A new crusher is on the way to Timmins Gold’s (TMM-V, TMGOF-O) San Francisco heap-leach open-pit operation in Sonora state, Mexico, where the company is getting ready to restart production at the past-producing operation by the end of the year.

Timmins recently closed the second and final tranche of a $19.3- million private placement with Pacific Road Resources, and that money will allow the company to move closer to producing 80,000 oz. gold per year for at least the next five years.

“This gives us all the money we need for equipment. . . everything we need to go to production,” says Timmins CEO Bruce Bragagnolo. “The next step is to raise some money for working capital, which we’ll probably be doing by debt.”

Bragagnolo says the company will need an additional $10-15 million for working capital; a prefeasibility study released earlier this year put total capital costs at about $33.8 million.

For now the focus is on getting things ready at the mine site, including the construction of new heap-leach pads.

The company has already refurbished the gold plant and is waiting for the crusher to arrive.

“We just have to pour the concrete and get the steel up for the frame for the crusher,” Bragagnolo says.

The new equipment will help Timmins achieve better gold recovery grades because the ore will be crushed into smaller pieces — half an inch to a quarter of an inch compared with three-quarters of an inch historically. Leucocratic granite, gneissic granite, and leucogranite, gabbro and pegmatite had recoveries of 83.2%, 93.9%, 50.7% and 78.5%, respectively. A recovery of 70% was used for the prefeasibility study.

Past recoveries averaged about 63%. Bragagnolo says financial constraints due to the low price of gold forced the previous operator to use second-hand crushing equipment, which meant settling for a larger size of ore.

“This is why we are buying brand new crushing equipment,” he says. “It’s designed specifically for this mine.”

Bragagnolo says having the right crush size, capacity, coarseness and throughput will save the company money.

“It reduces downtime and maintenance.”

The San Francisco mine was in operation between 1995 and 2001. About 13.5 million tonnes of ore grading 1.13 grams gold per tonne was treated by heap leaching, producing about 300,000 oz. gold.

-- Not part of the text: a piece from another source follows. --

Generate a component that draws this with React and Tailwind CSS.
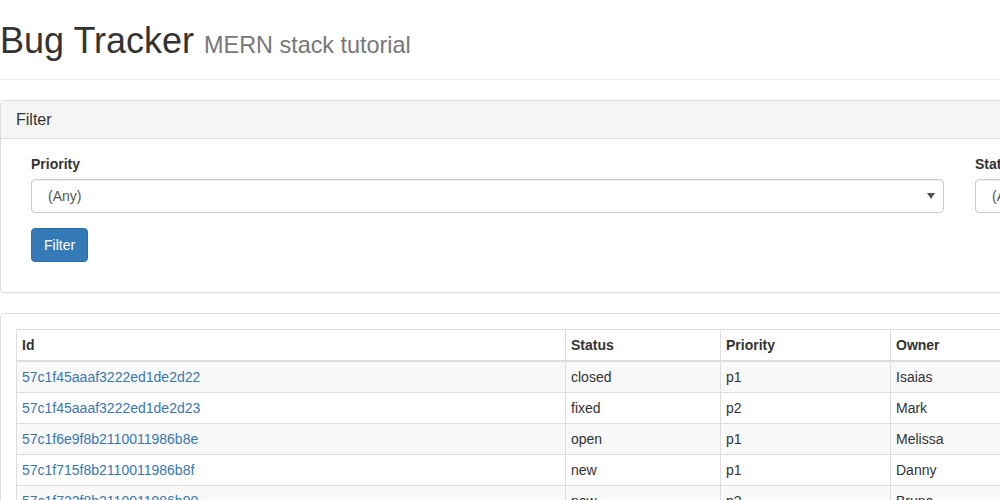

The project has a probable reserve of 22.6 million tonnes grading 0.84 gram gold per tonne for 611,000 oz. gold. The stripping ratio is 2:1, while cash costs are about US$412 per oz.

Bragagnolo wants to add to those reserves and is in the process of designing an exploration program. The company has already detected mineralization surrounding the pit but the mine is a part of a 420-sq.- km property that will see drilling in the future.

“We are in the middle of a huge trend and we think we can identify two million plus ounces in and around the mine,” Bragagnolo says. “Once we start cash flowing, we’ll get more of a budget for drilling. We don’t want to dilute too much right now.”

The second tranche consisted of 11 million special warrants at $1.30 apiece, exercisable into units. Each unit comes with 0.318 of a share purchase warrant. Special warrants are exercisable into one convertible preference share at a price of $1.50.

At presstime, Timmins Gold shares traded at 75 in a 52-week window of 39.5-$1.48. The company has 65 million shares issued and outstanding.